* [Problem to work on] Go through the data and copy every line exactly, but not the images.

* [Given material]
▬▬▬

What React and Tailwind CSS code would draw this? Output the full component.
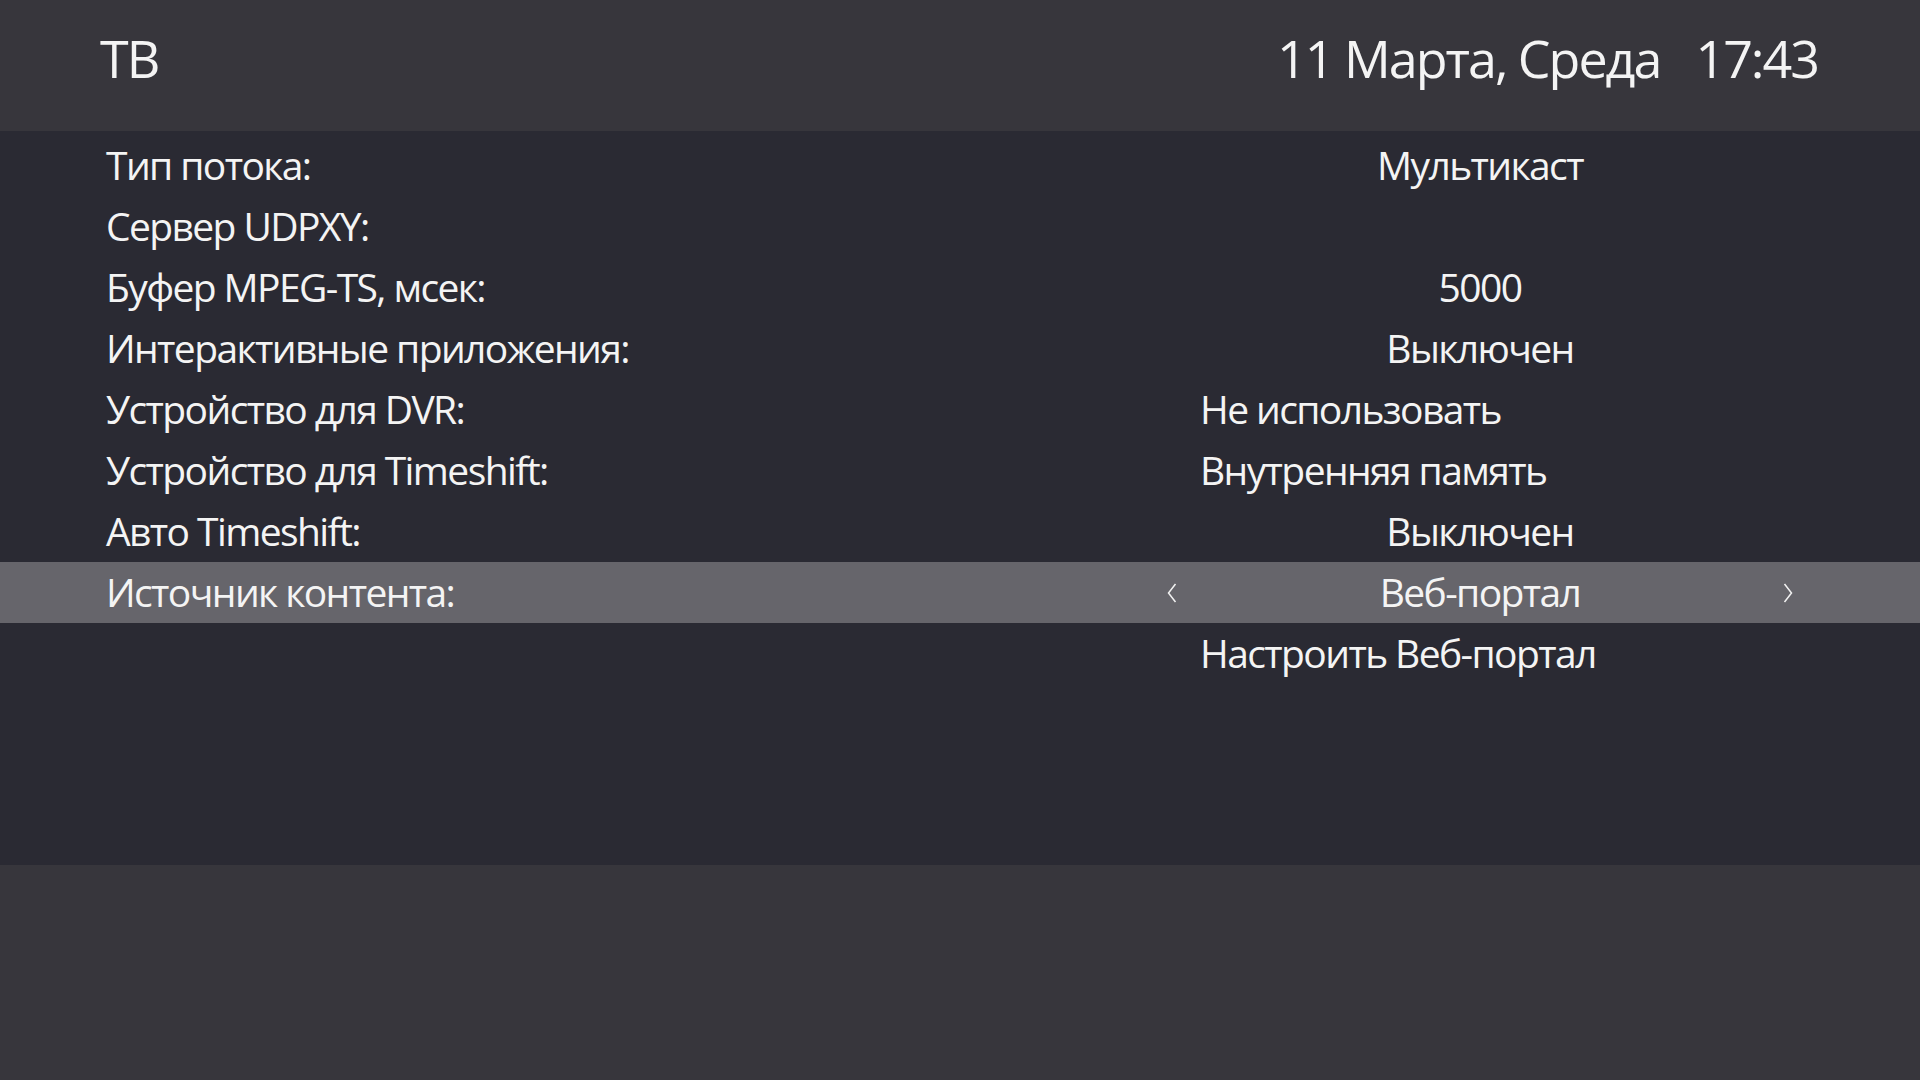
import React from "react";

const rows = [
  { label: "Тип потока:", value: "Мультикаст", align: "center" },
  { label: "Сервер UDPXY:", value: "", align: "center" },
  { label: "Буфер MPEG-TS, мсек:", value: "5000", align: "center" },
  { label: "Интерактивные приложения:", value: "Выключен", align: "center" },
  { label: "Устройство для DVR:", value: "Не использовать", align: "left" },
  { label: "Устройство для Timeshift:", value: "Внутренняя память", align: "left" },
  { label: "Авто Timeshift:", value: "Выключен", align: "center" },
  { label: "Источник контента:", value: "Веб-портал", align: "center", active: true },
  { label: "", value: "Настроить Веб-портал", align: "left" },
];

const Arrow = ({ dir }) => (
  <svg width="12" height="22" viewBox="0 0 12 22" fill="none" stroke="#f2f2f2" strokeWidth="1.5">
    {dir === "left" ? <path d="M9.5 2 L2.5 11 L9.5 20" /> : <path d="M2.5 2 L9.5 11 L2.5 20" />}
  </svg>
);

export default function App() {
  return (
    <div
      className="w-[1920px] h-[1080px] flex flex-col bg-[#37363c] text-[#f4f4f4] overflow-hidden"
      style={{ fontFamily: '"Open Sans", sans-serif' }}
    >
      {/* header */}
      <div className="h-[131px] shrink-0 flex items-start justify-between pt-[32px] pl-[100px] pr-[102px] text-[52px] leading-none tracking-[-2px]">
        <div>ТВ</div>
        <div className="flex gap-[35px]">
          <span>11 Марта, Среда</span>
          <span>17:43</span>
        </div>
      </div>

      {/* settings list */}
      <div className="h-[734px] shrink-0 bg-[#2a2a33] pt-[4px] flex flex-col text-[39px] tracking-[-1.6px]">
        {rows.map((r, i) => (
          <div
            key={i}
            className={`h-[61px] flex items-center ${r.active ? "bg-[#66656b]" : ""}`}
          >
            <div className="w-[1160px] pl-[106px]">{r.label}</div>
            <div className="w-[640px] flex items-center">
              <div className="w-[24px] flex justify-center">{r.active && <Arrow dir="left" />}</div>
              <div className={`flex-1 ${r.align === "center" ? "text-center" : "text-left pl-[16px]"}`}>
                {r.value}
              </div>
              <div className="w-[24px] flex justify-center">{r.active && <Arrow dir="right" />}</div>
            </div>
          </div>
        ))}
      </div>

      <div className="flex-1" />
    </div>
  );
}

▬▬▬

* [Worked answer]
What React and Tailwind CSS code would draw this? Output the full component.
import React from "react";

const rows = [
  { label: "Тип потока:", value: "Мультикаст", align: "center" },
  { label: "Сервер UDPXY:", value: "", align: "center" },
  { label: "Буфер MPEG-TS, мсек:", value: "5000", align: "center" },
  { label: "Интерактивные приложения:", value: "Выключен", align: "center" },
  { label: "Устройство для DVR:", value: "Не использовать", align: "left" },
  { label: "Устройство для Timeshift:", value: "Внутренняя память", align: "left" },
  { label: "Авто Timeshift:", value: "Выключен", align: "center" },
  { label: "Источник контента:", value: "Веб-портал", align: "center", active: true },
  { label: "", value: "Настроить Веб-портал", align: "left" },
];

const Arrow = ({ dir }) => (
  <svg width="12" height="22" viewBox="0 0 12 22" fill="none" stroke="#f2f2f2" strokeWidth="1.5">
    {dir === "left" ? <path d="M9.5 2 L2.5 11 L9.5 20" /> : <path d="M2.5 2 L9.5 11 L2.5 20" />}
  </svg>
);

export default function App() {
  return (
    <div
      className="w-[1920px] h-[1080px] flex flex-col bg-[#37363c] text-[#f4f4f4] overflow-hidden"
      style={{ fontFamily: '"Open Sans", sans-serif' }}
    >
      {/* header */}
      <div className="h-[131px] shrink-0 flex items-start justify-between pt-[32px] pl-[100px] pr-[102px] text-[52px] leading-none tracking-[-2px]">
        <div>ТВ</div>
        <div className="flex gap-[35px]">
          <span>11 Марта, Среда</span>
          <span>17:43</span>
        </div>
      </div>

      {/* settings list */}
      <div className="h-[734px] shrink-0 bg-[#2a2a33] pt-[4px] flex flex-col text-[39px] tracking-[-1.6px]">
        {rows.map((r, i) => (
          <div
            key={i}
            className={`h-[61px] flex items-center ${r.active ? "bg-[#66656b]" : ""}`}
          >
            <div className="w-[1160px] pl-[106px]">{r.label}</div>
            <div className="w-[640px] flex items-center">
              <div className="w-[24px] flex justify-center">{r.active && <Arrow dir="left" />}</div>
              <div className={`flex-1 ${r.align === "center" ? "text-center" : "text-left pl-[16px]"}`}>
                {r.value}
              </div>
              <div className="w-[24px] flex justify-center">{r.active && <Arrow dir="right" />}</div>
            </div>
          </div>
        ))}
      </div>

      <div className="flex-1" />
    </div>
  );
}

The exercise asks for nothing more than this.